Judges subsequently ruled that he was in contempt of court relating to material capable of identifying four of the nine women who accused former first minister Alex Salmond (pictured at electoral count on Saturday) of sexual abuse
The blogger and former diplomat had previously posted on his blog in an attempt to solicit funds to pay for his defence.
He wrote: ‘With enormous diffidence and frankly embarrassment, I find myself yet again obliged to ask people to contribute towards my defence fund before my hearing.’
In his earlier mitigation submission, Mr Dunlop said Murray was a man of ‘impeccable character’ and previously ‘untarnished reputation’, and said it is no exaggeration to say the retired diplomat is already suffering ‘significant punishment’ from the impact of the case.
Mr Dunlop said sending Murray to prison would be ‘harsh to the point of being disproportionate’, and he urged judges to deal with the matter by way of a fine.
He said: ‘Allowing that the finding of contempt has been ruled by this court to be justified, the question is whether, given all the circumstances, that justification extends yet further to countenancing imprisonment, to taking a retired diplomat with an exemplary background away from his wife, his 11-year-old son, and his baby.
‘For what purpose?

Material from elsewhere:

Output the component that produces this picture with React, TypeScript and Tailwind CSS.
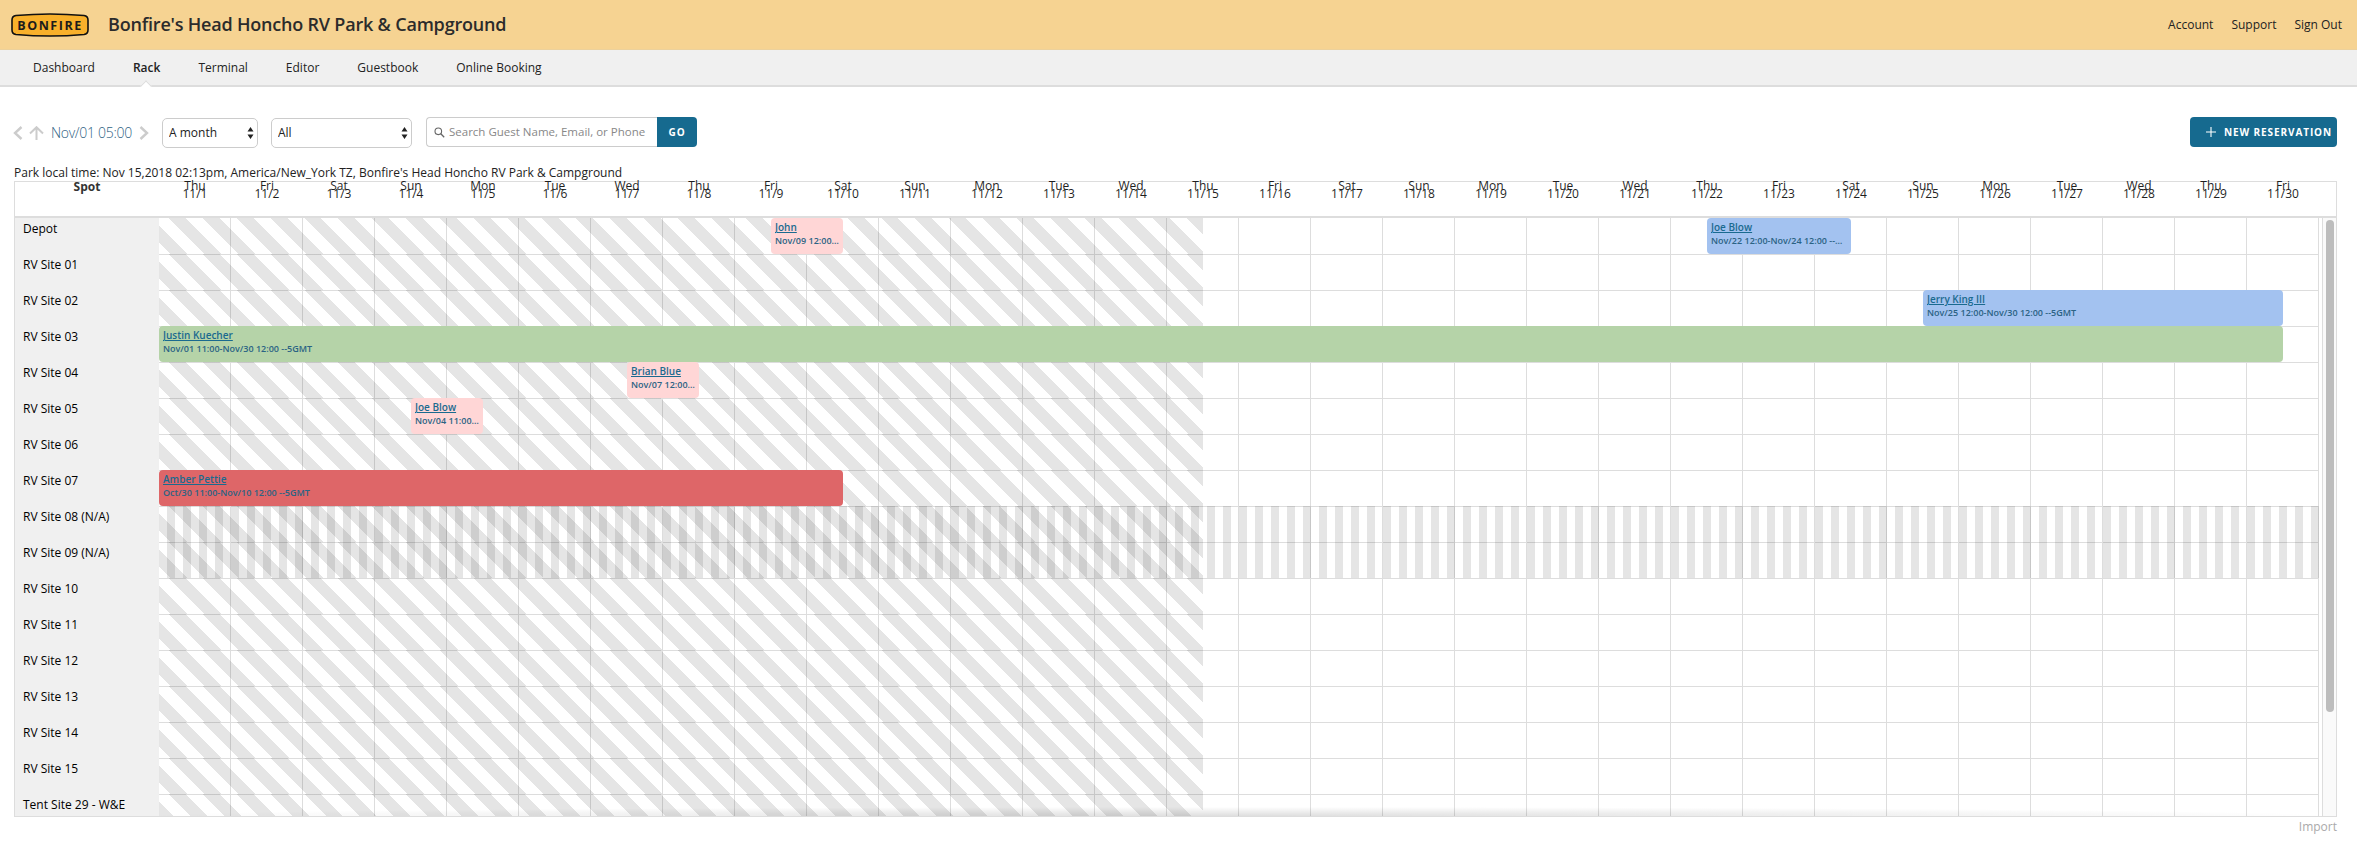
import React from "react";

const days = ["Thu","Fri","Sat","Sun","Mon","Tue","Wed"];
const dates = Array.from({ length: 30 }, (_, i) => ({ day: days[i % 7], date: `11/${i + 1}` }));
const spots = ["Depot","RV Site 01","RV Site 02","RV Site 03","RV Site 04","RV Site 05","RV Site 06","RV Site 07","RV Site 08 (N/A)","RV Site 09 (N/A)","RV Site 10","RV Site 11","RV Site 12","RV Site 13","RV Site 14","RV Site 15","Tent Site 29 - W&E"];

type Res = { row: number; start: number; span: number; name: string; info: string; cls: string };
const reservations: Res[] = [
  { row: 0, start: 8.5, span: 1, name: "John", info: "Nov/09 12:00-Nov/10 12:00 --5GMT", cls: "bg-[#ffd6d6]" },
  { row: 0, start: 21.5, span: 2, name: "Joe Blow", info: "Nov/22 12:00-Nov/24 12:00 --5GMT", cls: "bg-[#a3c2f0]" },
  { row: 2, start: 24.5, span: 5, name: "Jerry King III", info: "Nov/25 12:00-Nov/30 12:00 --5GMT", cls: "bg-[#a3c2f0]" },
  { row: 3, start: 0, span: 29.5, name: "Justin Kuecher", info: "Nov/01 11:00-Nov/30 12:00 --5GMT", cls: "bg-[#b5d3a8]" },
  { row: 4, start: 6.5, span: 1, name: "Brian Blue", info: "Nov/07 12:00-Nov/08 12:00 --5GMT", cls: "bg-[#ffd6d6]" },
  { row: 5, start: 3.5, span: 1, name: "Joe Blow", info: "Nov/04 11:00-Nov/05 12:00 --5GMT", cls: "bg-[#ffd6d6]" },
  { row: 7, start: 0, span: 9.5, name: "Amber Pettie", info: "Oct/30 11:00-Nov/10 12:00 --5GMT", cls: "bg-[#de6668]" },
];

function Logo() {
  return (
    <svg width="78" height="24" viewBox="0 0 78 24" className="shrink-0">
      <path d="M5 2.5 Q39 -0.5 73 2.5 Q77 3 77 7 V17 Q77 21 73 21.5 Q39 24.5 5 21.5 Q1 21 1 17 V7 Q1 3 5 2.5 Z" fill="#f8b02b" stroke="#111" strokeWidth="1.6" />
      <text x="39" y="16.8" textAnchor="middle" fontFamily="'Open Sans', sans-serif" fontWeight="700" fontSize="12.5" letterSpacing="1.55" fill="#1b1b1b">BONFIRE</text>
    </svg>
  );
}

function SelectBox({ label, cls }: { label: string; cls: string }) {
  return (
    <div className={`relative h-[30px] mt-px ${cls}`}>
      <select defaultValue={label} className="w-full h-full appearance-none bg-white border border-[#ccc] rounded-[5px] pl-[6px] text-[12px] text-[#222] outline-none">
        <option>{label}</option>
      </select>
      <svg width="7" height="12" viewBox="0 0 7 12" className="absolute right-[4px] top-[9px] pointer-events-none">
        <path d="M3.5 0 L6.5 4.5 H0.5 Z M3.5 12 L6.5 7.5 H0.5 Z" fill="#222" />
      </svg>
    </div>
  );
}

function Row({ label, index }: { label: string; index: number }) {
  const na = label.includes("N/A");
  const bars = reservations.filter((r) => r.row === index);
  return (
    <div className="flex h-[36px] shrink-0">
      <div className="w-[144px] shrink-0 bg-[#f0f0f0] pl-[8px] text-[12px] leading-[22px] text-black whitespace-nowrap">{label}</div>
      <div className="relative flex w-[2160px] shrink-0">
        {dates.map((d) => (
          <div key={d.date} className={`w-[72px] shrink-0 border-r border-[#ddd] ${index === 0 ? "" : "border-t"}`} />
        ))}
        {na && (
          <div className="absolute inset-0 bg-[repeating-linear-gradient(90deg,transparent_0,transparent_8px,rgba(0,0,0,0.1)_8px,rgba(0,0,0,0.1)_16px)]" />
        )}
        <div className="absolute left-0 top-0 bottom-0 w-[1044px] bg-[repeating-linear-gradient(45deg,transparent_0,transparent_8px,rgba(0,0,0,0.1)_8px,rgba(0,0,0,0.1)_20px,transparent_20px,transparent_24px)]" />
        {bars.map((b) => (
          <div
            key={b.name + b.start}
            className={`absolute top-0 h-[36px] rounded-[4px] px-[4px] overflow-hidden ${b.cls}`}
            style={{ left: b.start * 72, width: b.span * 72 }}
          >
            <a className="block truncate text-[10px] font-semibold leading-[14px] mt-[2px] underline text-[#1a6a8f]">{b.name}</a>
            <div className="truncate text-[9px] font-semibold leading-[14px] text-[#2b6384]">{b.info}</div>
          </div>
        ))}
      </div>
    </div>
  );
}

export default function App() {
  return (
    <div className="font-['Open_Sans',sans-serif] bg-white h-[851px] overflow-hidden text-[12px] text-[#222]">
      <header className="h-[50px] bg-[#f6d392] border-b border-[#ecd19c] flex items-center pl-[11px] pr-[15px]">
        <Logo />
        <h1 className="ml-[19px] text-[18px] font-semibold text-[#2b2b2b] tracking-[-0.2px]">Bonfire's Head Honcho RV Park &amp; Campground</h1>
        <div className="ml-auto flex gap-[18px] text-[12px] text-[#222]">
          <span>Account</span>
          <span>Support</span>
          <span>Sign Out</span>
        </div>
      </header>

      <nav className="h-[37px] bg-[#f0f0f0] border-b-2 border-[#ddd] flex items-center pl-[33px] gap-[38px] text-[12px] text-[#222]">
        <span>Dashboard</span>
        <span className="relative font-semibold self-stretch flex items-center">
          Rack
          <span className="absolute left-[9px] bottom-[-5px] w-[8px] h-[8px] rotate-45 bg-white border-l border-t border-[#ddd]" />
        </span>
        <span>Terminal</span>
        <span>Editor</span>
        <span>Guestbook</span>
        <span>Online Booking</span>
      </nav>

      <main className="pl-[14px] pr-[20px]">
        <div className="mt-[30px] h-[31px] flex items-start">
          <div className="flex items-center h-[31px] w-[148px] shrink-0">
            <svg width="10" height="14" viewBox="0 0 10 14" className="-ml-px shrink-0">
              <path d="M8.5 1 L2 7 L8.5 13" fill="none" stroke="#ccc" strokeWidth="2.4" />
            </svg>
            <svg width="15" height="14" viewBox="0 0 15 14" className="ml-[6px] shrink-0">
              <path d="M1 7.5 L7.5 1.2 L14 7.5 M7.5 2 V14" fill="none" stroke="#ccc" strokeWidth="2" />
            </svg>
            <span className="ml-[7px] text-[14px] font-light tracking-[-0.3px] text-[#2f6384] whitespace-nowrap">Nov/01 05:00</span>
            <svg width="10" height="14" viewBox="0 0 10 14" className="ml-[7px] shrink-0">
              <path d="M1.5 1 L8 7 L1.5 13" fill="none" stroke="#ccc" strokeWidth="2.4" />
            </svg>
          </div>
          <SelectBox label="A month" cls="w-[96px]" />
          <SelectBox label="All" cls="w-[141px] ml-[13px]" />
          <div className="ml-[14px] flex h-[30px]">
            <div className="w-[231px] border border-r-0 border-[#ccc] rounded-l-[4px] flex items-center pl-[7px]">
              <svg width="11" height="11" viewBox="0 0 11 11" className="shrink-0">
                <circle cx="4.3" cy="4.3" r="3.3" fill="none" stroke="#666" strokeWidth="1.1" />
                <path d="M6.8 6.8 L10.2 10.2" stroke="#666" strokeWidth="1.3" />
              </svg>
              <input placeholder="Search Guest Name, Email, or Phone" className="ml-[4px] w-[205px] text-[11.5px] outline-none placeholder:text-[#888]" />
            </div>
            <button className="w-[40px] bg-[#166a8f] rounded-r-[4px] text-white text-[10px] font-bold tracking-[0.8px]">GO</button>
          </div>
          <button className="ml-auto w-[147px] h-[30px] bg-[#166a8f] rounded-[4px] text-white flex items-center pl-[16px]">
            <svg width="10" height="10" viewBox="0 0 10 10" className="shrink-0">
              <path d="M5 0 V10 M0 5 H10" stroke="#fff" strokeWidth="1.1" />
            </svg>
            <span className="ml-[8px] text-[10px] font-bold tracking-[0.9px] whitespace-nowrap">NEW RESERVATION</span>
          </button>
        </div>

        <div className="mt-[17px] h-[16px] text-[12px] leading-[16px] text-[#222] whitespace-nowrap">
          Park local time: Nov 15,2018 02:13pm, America/New_York TZ, Bonfire's Head Honcho RV Park &amp; Campground
        </div>

        <section className="border border-[#ddd] w-[2323px]">
          <div className="flex h-[36px] border-b-2 border-[#ddd]">
            <div className="w-[144px] shrink-0 text-center font-bold text-[12px] leading-[10px] text-[#333] whitespace-nowrap">Spot</div>
            {dates.map((d) => (
              <div key={d.date} className="w-[72px] shrink-0 text-center text-[12px] leading-[8px] text-[#1f1f1f]">
                <div>{d.day}</div>
                <div>{d.date}</div>
              </div>
            ))}
          </div>
          <div className="flex h-[598px] overflow-hidden">
            <div className="relative w-[2304px] shrink-0 flex flex-col">
              {spots.map((s, i) => (
                <Row key={s} label={s} index={i} />
              ))}
              <div className="absolute left-[144px] bottom-0 w-[2160px] h-[9px] bg-[radial-gradient(ellipse_at_bottom,rgba(0,0,0,0.13),transparent_72%)] pointer-events-none" />
            </div>
            <div className="ml-[3px] w-[14px] shrink-0 border-l border-[#ddd] bg-[#fafafa]">
              <div className="mt-[2px] ml-[3px] w-[8px] h-[492px] rounded-[4px] bg-[#bdbdbd]" />
            </div>
          </div>
        </section>

        <div className="w-[2323px] text-right text-[12px] leading-[20px] text-[#aaa]">Import</div>
      </main>
    </div>
  );
}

The response might well be pour decourager les autres (French for to discourage others). If that is the purpose, job done. Mr Murray’s blogging is inevitably hamstrung by the ruling itself, the decision is and has been widely publicised.
‘If anyone out there thinks that playing with fire in the field of jigsaw identification is a zero sum game, their views have been disabused by the ruling this court has already made.’
The blogger and former diplomat has since taken to Twitter to share his reaction
Murray has since taken to Twitter to share his reaction to today’s sentencing as he wrote: ‘Actually what I found most shocking about that was the peculiar determination of the judges to make sure that, during the three weeks we have to lodge the appeal, I am not allowed to go to Spain to testify in the criminal prosecution for the CIA spying on Assange’s legal team.’
He has since also received support from others including journalist and documentary filmmaker John Pilger who said: ‘In these dark times, Craig Murray’s truth-telling is a beacon.
‘He is owed our debt of gratitude, not the travesty of a prison sentence which, like the prosecution of Julian Assange, is a universal warning.’
Craig Murray: Whistleblowing ambassador turned Skripals sceptic who left his wife for a belly dancer
Craig Murray was in the diplomatic service for 20 years until he was relieved of his ambassadorial post in 2004.
His diplomatic career ended in ignominy when he was sacked by the Foreign Office after blowing the whistle on state-sponsored brutality in Uzbekistan.
Specifically, Murray complained to the Foreign Office that intelligence from the CIA from the Uzbek government was unreliable because it was obtained through torture.
But he was further ridiculed when it emerged he had fallen in love with a bellydancer plying her trade in his remote Central Asian posting.
Murray later married Nadira Alieva, the former stripper-turned-actress, after leaving his wife with whom he shared two children.
The 62-year-old, who revealed he has suffered from bipolar disorder since being diagnosed at the age of 20, writes a regular blog on his website.
His posts include disputing both the Russian and the British accounts of the Skripals’ poisoning, insisting that ‘a dark game was played out in Salisbury which involved at least the British state, Russian agents (possibly on behalf of the state), Orbis Intelligence and the BBC’.